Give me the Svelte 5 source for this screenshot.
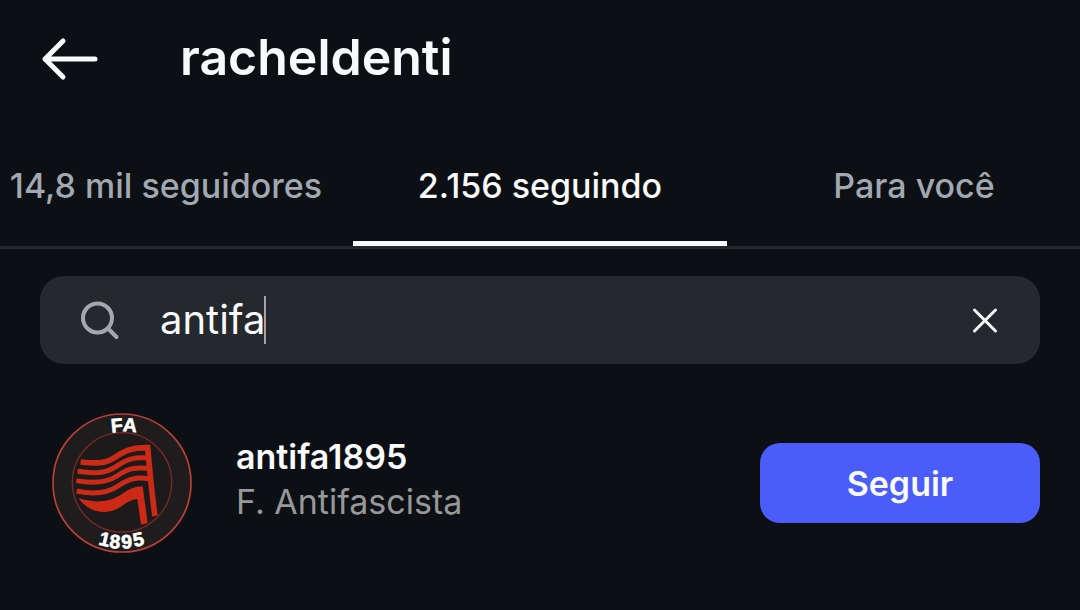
<script lang="ts">
    const tabs = [
        { id: "followers", label: "14,8 mil seguidores" },
        { id: "following", label: "2.156 seguindo" },
        { id: "suggested", label: "Para você" },
    ];
    const users = [{ username: "antifa1895", name: "F. Antifascista" }];

    let active = $state("following");
    let searchValue = $state("antifa");
    let searchElement: HTMLInputElement = $state();
    let followed = $state({});

    let results = $derived(
        users.filter((user) => user.username.includes(searchValue.trim().toLowerCase()))
    );

    function clearSearch() {
        searchValue = "";
        searchElement.focus();
    }
</script>

<header class="topbar">
    <button class="back" aria-label="Voltar">
        <svg viewBox="0 0 60 44" width="60" height="44">
            <path d="M23 4 5 22l18 18M5 22h50" />
        </svg>
    </button>
    <h1>racheldenti</h1>
</header>

<div class="tabs-wrapper">
    <div class="tabs" role="tablist">
        {#each tabs as tab (tab.id)}
            <button
                role="tab"
                aria-selected={active === tab.id}
                class="tab"
                class:active={active === tab.id}
                onclick={() => (active = tab.id)}>{tab.label}</button
            >
        {/each}
    </div>
</div>

<main>
    <div class="search">
        <label for="search">
            <svg viewBox="0 0 40 40" width="40" height="40">
                <circle cx="17.5" cy="18" r="14.5" />
                <path d="M28 28.5l8.5 8.5" />
            </svg>
            <span class="field">
                <input
                    type="text"
                    id="search"
                    aria-label="Pesquisar"
                    autocomplete="off"
                    bind:this={searchElement}
                    bind:value={searchValue}
                />
                <span class="caret"></span>
            </span>
        </label>
        <button class="clear" aria-label="Limpar" onclick={clearSearch}>
            <svg viewBox="0 0 30 30" width="30" height="30">
                <path d="M4.5 5l21 21M25.5 5l-21 21" />
            </svg>
        </button>
    </div>

    <ul class="users">
        {#each results as user (user.username)}
            <li class="user">
                <svg class="avatar" viewBox="36 40 420 420" aria-hidden="true">
                    <circle cx="246" cy="250" r="207" fill="#1f1c1d" stroke="#bd3f35" stroke-width="5" />
                    <circle cx="246" cy="248" r="149" fill="#1c1a1b" stroke="#7c2a24" stroke-width="4" />
                    <g fill="none" stroke="#cc2a16" stroke-width="15">
                        <path
                            stroke-width="17"
                            d="M122 187C164 191 193 194 225 173C255 153 274 144 323 144C329 210 335 280 345 349"
                        />
                        <path d="M113 215C158 222 195 223 229 200C261 178 279 172 326 175" />
                        <path d="M109 243C155 252 195 252 231 229C263 207 282 202 326 206" />
                        <path d="M110 274C156 284 199 283 234 259C267 237 290 231 328 238" />
                    </g>
                    <path
                        fill="#cc2a16"
                        d="M116 296C162 310 207 309 241 286C266 269 284 260 308 260L323 370L303 375L292 298C264 300 249 321 222 332C181 347 135 327 116 296Z"
                    />
                    <g class="badge-text">
                        <text transform="translate(232 97) rotate(-5)">F</text>
                        <text transform="translate(268 96) rotate(5)">A</text>
                        <text transform="translate(190 438) rotate(13)">1</text>
                        <text transform="translate(223 446) rotate(5)">8</text>
                        <text transform="translate(261 446) rotate(-4)">9</text>
                        <text transform="translate(299 439) rotate(-12)">5</text>
                    </g>
                </svg>
                <div class="names">
                    <a href="#{user.username}">{user.username}</a>
                    <span>{user.name}</span>
                </div>
                <button
                    class="follow"
                    onclick={() => (followed[user.username] = !followed[user.username])}
                    >{followed[user.username] ? "Seguindo" : "Seguir"}</button
                >
            </li>
        {/each}
    </ul>
</main>

<style>
    :global(body) {
        margin: 0;
        background-color: #0c1014;
        color: #f8f9fb;
        font-family: Inter, "Noto Sans", sans-serif;
        overflow-x: hidden;
    }
    button {
        padding: 0;
        border: none;
        background: none;
        color: inherit;
        font: inherit;
        cursor: pointer;
    }
    svg {
        display: block;
        flex: none;
    }
    .topbar {
        display: flex;
        align-items: center;
        gap: 80px;
        height: 118px;
        padding: 0 40px;
    }
    .back path {
        fill: none;
        stroke: #f8f9fb;
        stroke-width: 5;
        stroke-linecap: round;
        stroke-linejoin: round;
    }
    h1 {
        margin: 0;
        padding-bottom: 4px;
        font-size: 50px;
        line-height: 60px;
        font-weight: 600;
    }
    .tabs-wrapper {
        overflow: hidden;
        border-bottom: 3px solid #25282d;
    }
    .tabs {
        display: flex;
        margin: 0 -21px;
    }
    .tab {
        flex: 1;
        height: 128px;
        padding-top: 12px;
        border-bottom: 5px solid transparent;
        color: #a2a8b2;
        font-size: 34px;
        font-weight: 500;
        white-space: nowrap;
    }
    .tab.active {
        border-color: #f8f9fb;
        color: #f8f9fb;
    }
    main {
        padding: 27px 40px;
    }
    .search {
        display: flex;
        align-items: center;
        height: 88px;
        padding: 0 40px;
        border-radius: 24px;
        background-color: #25282d;
    }
    .search label {
        display: flex;
        flex: 1;
        align-items: center;
        gap: 40px;
        cursor: text;
    }
    .search label svg {
        fill: none;
        stroke: #a2a8b2;
        stroke-width: 4;
        stroke-linecap: round;
    }
    .field {
        display: flex;
        align-items: center;
    }
    .field input {
        field-sizing: content;
        padding: 0;
        border: none;
        outline: none;
        background: none;
        color: #f8f9fb;
        caret-color: transparent;
        font: inherit;
        font-size: 40px;
        line-height: 48px;
    }
    .caret {
        width: 2px;
        height: 48px;
        margin-left: -2px;
        background-color: #a2a4a8;
    }
    .clear path {
        fill: none;
        stroke: #f8f9fb;
        stroke-width: 3;
        stroke-linecap: round;
    }
    .users {
        margin: 0;
        padding: 49px 0 0 12px;
        list-style: none;
    }
    .user {
        display: flex;
        align-items: center;
        gap: 44px;
    }
    .avatar {
        width: 140px;
        height: 140px;
    }
    .badge-text {
        fill: #fff;
        stroke: #fff;
        stroke-width: 2;
        font-family: "Liberation Sans", sans-serif;
        font-size: 58px;
        font-weight: 700;
        text-anchor: middle;
    }
    .names {
        display: flex;
        flex: 1;
        flex-direction: column;
        padding-bottom: 8px;
        font-size: 34px;
        line-height: 45px;
    }
    .names a {
        color: #f8f9fb;
        font-weight: 600;
        text-decoration: none;
    }
    .names span {
        color: #97989a;
    }
    .follow {
        width: 280px;
        height: 80px;
        border-radius: 20px;
        background-color: #4a5df9;
        font-size: 34px;
        font-weight: 600;
    }
</style>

......

- Work to be completed -
Scan the data for the word "this" and copy every line where it shows up.

- Exercise answer -
Give me the Svelte 5 source for this screenshot.
                    bind:this={searchElement}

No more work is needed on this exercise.